> _WHAT TO PRODUCE_
Select all lines with the string "that" in them, and copy those lines.

> _DATA IN THIS EXERCISE_

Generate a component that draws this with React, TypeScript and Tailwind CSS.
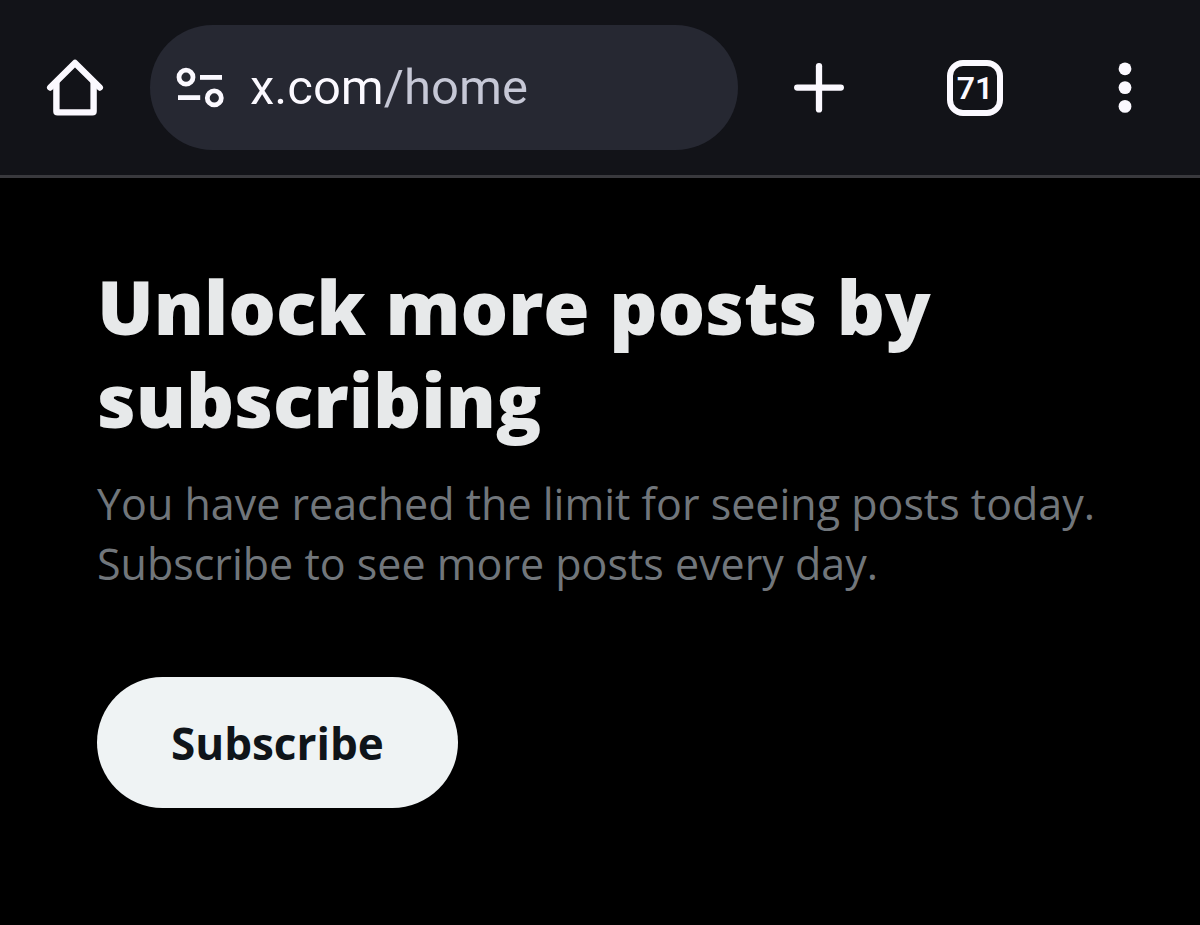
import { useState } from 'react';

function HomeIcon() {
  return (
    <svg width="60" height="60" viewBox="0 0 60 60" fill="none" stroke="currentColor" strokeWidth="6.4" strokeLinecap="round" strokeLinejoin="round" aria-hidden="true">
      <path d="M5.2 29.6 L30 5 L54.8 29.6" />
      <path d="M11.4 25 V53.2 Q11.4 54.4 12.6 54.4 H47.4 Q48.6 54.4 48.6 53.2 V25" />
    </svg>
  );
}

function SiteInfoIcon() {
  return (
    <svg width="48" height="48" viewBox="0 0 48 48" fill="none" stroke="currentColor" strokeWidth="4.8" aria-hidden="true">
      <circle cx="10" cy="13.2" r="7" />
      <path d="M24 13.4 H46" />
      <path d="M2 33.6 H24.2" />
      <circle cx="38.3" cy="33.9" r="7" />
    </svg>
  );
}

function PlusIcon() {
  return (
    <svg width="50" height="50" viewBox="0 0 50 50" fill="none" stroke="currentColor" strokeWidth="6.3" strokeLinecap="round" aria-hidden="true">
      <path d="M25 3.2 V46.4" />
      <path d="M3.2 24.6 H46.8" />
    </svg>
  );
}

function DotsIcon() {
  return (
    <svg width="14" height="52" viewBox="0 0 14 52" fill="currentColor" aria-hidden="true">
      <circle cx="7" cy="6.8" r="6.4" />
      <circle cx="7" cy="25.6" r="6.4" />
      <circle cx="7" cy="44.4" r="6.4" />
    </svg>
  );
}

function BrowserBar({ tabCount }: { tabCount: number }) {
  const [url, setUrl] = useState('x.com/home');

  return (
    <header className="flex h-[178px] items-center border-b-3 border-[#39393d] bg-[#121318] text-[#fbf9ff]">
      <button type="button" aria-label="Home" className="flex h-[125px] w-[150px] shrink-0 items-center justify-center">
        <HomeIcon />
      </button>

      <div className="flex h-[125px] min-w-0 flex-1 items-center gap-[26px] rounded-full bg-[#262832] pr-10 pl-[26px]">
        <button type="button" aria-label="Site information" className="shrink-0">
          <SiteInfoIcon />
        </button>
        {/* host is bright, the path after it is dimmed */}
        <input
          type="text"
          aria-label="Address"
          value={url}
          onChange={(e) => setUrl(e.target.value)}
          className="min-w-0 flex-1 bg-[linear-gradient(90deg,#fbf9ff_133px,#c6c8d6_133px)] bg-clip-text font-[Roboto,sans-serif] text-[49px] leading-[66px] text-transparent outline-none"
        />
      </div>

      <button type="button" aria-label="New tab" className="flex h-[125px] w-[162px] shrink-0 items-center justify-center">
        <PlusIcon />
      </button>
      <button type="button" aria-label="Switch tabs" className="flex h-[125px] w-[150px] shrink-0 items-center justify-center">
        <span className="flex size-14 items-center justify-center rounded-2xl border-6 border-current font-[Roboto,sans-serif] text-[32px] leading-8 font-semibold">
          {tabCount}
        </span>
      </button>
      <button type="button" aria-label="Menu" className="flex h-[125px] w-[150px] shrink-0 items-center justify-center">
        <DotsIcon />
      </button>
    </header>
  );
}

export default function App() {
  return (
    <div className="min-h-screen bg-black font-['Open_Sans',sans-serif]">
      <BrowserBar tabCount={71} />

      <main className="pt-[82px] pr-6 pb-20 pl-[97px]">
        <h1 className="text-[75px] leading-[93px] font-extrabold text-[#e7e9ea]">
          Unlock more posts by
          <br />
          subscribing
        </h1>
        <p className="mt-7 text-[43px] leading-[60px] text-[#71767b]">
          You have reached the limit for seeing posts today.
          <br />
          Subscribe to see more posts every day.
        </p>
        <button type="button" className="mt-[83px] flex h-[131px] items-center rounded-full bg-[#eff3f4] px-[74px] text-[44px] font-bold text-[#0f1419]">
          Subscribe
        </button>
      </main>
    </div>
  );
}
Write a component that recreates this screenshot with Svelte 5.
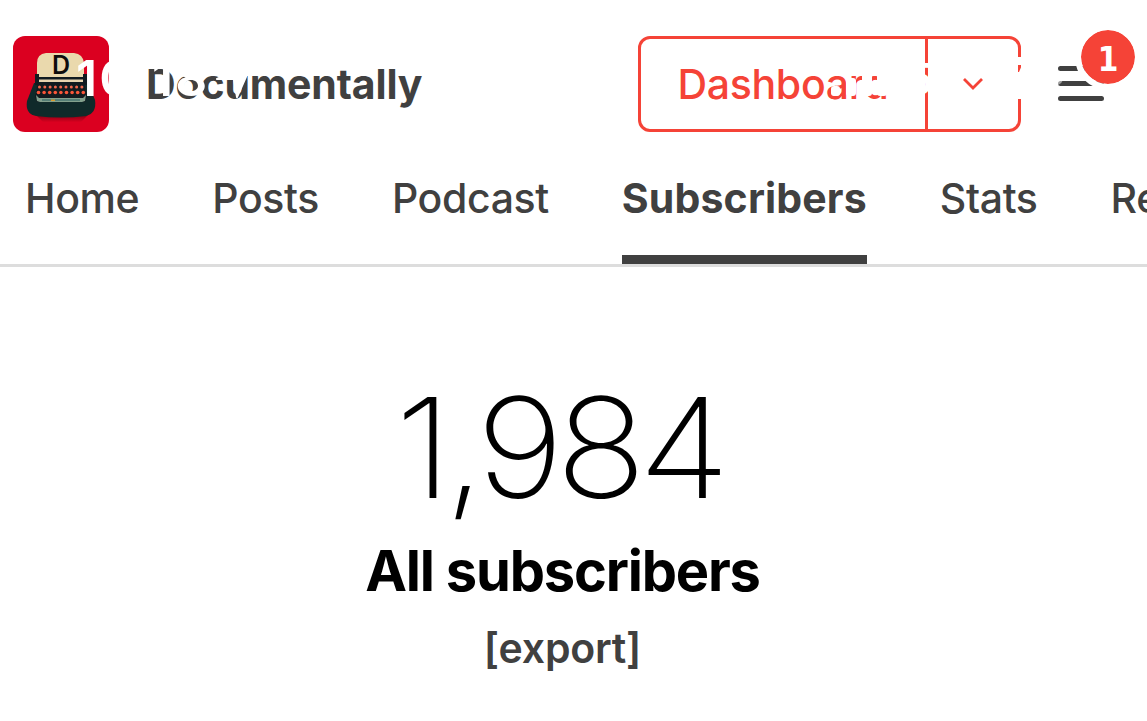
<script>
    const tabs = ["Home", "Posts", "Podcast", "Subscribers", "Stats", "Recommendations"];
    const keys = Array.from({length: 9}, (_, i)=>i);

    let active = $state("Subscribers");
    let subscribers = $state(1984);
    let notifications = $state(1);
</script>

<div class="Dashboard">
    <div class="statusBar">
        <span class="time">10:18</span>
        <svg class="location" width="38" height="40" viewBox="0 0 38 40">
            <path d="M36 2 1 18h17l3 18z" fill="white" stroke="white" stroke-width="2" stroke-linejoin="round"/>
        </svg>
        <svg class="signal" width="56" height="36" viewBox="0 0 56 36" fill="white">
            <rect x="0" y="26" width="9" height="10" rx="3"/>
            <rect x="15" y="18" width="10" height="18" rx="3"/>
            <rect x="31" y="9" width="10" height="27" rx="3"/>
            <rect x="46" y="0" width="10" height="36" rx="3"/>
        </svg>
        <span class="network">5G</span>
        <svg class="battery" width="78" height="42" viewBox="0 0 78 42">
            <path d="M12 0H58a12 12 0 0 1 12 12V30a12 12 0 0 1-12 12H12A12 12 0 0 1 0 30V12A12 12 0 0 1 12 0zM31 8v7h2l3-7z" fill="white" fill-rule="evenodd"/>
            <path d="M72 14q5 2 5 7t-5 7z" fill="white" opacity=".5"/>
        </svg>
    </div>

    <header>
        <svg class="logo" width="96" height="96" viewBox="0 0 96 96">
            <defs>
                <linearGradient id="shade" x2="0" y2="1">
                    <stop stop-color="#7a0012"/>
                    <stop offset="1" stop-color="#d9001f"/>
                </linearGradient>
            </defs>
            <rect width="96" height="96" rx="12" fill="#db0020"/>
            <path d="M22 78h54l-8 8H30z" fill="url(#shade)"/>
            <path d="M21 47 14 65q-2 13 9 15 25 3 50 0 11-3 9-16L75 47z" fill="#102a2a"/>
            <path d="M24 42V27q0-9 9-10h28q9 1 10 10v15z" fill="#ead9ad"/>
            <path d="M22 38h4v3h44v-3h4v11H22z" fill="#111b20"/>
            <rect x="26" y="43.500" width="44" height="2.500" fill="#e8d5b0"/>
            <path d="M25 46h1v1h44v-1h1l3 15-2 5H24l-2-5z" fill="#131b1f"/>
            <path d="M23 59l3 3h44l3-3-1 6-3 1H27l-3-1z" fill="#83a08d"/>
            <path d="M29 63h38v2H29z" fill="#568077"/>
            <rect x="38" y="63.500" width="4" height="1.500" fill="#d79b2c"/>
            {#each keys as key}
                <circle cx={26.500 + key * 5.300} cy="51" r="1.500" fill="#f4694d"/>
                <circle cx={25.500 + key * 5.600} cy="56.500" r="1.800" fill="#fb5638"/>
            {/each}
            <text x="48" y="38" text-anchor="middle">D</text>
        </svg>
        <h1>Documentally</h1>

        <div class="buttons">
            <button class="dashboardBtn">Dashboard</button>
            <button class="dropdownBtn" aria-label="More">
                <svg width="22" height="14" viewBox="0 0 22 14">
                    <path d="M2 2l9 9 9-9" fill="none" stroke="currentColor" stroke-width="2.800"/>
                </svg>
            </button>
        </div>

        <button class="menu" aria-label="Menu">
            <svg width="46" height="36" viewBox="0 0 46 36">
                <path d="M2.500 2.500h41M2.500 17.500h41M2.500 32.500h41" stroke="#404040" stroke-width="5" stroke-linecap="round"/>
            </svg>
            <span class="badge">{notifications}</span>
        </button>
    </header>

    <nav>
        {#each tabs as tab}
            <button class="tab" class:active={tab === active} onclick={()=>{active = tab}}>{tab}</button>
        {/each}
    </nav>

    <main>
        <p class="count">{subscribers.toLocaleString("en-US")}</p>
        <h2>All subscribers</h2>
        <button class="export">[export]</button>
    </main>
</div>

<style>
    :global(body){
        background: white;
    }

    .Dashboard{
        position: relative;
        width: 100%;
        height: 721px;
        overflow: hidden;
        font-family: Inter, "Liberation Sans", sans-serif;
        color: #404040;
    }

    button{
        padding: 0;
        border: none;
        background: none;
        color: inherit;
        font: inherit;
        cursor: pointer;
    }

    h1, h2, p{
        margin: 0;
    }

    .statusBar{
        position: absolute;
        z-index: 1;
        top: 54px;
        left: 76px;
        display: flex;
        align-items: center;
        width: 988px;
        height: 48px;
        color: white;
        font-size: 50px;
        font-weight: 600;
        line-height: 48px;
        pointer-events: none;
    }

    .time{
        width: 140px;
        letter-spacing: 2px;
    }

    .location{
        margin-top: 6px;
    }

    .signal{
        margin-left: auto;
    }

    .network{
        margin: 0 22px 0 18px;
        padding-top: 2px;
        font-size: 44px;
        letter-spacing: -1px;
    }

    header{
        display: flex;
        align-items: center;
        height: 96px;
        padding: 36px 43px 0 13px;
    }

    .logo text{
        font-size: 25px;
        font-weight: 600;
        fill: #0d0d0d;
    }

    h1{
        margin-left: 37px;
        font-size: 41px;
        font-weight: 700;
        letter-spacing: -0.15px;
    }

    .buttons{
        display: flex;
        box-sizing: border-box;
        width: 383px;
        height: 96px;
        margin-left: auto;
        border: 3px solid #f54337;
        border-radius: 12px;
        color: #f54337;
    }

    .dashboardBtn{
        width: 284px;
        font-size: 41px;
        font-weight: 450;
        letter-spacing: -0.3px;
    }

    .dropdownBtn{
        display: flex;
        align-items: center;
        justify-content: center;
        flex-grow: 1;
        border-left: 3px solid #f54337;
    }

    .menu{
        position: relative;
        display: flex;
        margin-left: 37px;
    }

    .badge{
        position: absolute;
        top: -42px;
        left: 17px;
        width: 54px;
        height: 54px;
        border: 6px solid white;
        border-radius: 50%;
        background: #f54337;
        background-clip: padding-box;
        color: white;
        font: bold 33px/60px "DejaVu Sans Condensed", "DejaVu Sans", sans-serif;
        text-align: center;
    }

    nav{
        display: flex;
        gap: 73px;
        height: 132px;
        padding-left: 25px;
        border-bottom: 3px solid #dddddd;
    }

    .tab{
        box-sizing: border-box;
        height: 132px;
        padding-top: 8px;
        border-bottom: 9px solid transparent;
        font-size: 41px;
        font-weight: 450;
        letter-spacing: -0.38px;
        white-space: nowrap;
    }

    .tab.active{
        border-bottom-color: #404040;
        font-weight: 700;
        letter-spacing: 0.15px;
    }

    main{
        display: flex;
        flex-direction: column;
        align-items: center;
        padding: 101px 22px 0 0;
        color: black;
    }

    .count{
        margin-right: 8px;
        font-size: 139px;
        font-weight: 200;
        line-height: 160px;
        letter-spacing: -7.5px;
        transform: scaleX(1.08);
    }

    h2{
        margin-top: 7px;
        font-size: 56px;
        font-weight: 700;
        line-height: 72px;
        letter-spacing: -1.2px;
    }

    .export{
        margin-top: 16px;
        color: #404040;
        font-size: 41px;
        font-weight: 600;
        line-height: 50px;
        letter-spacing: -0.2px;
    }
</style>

> _OUTPUT_
Generate a component that draws this with React, TypeScript and Tailwind CSS.
Write a component that recreates this screenshot with Svelte 5.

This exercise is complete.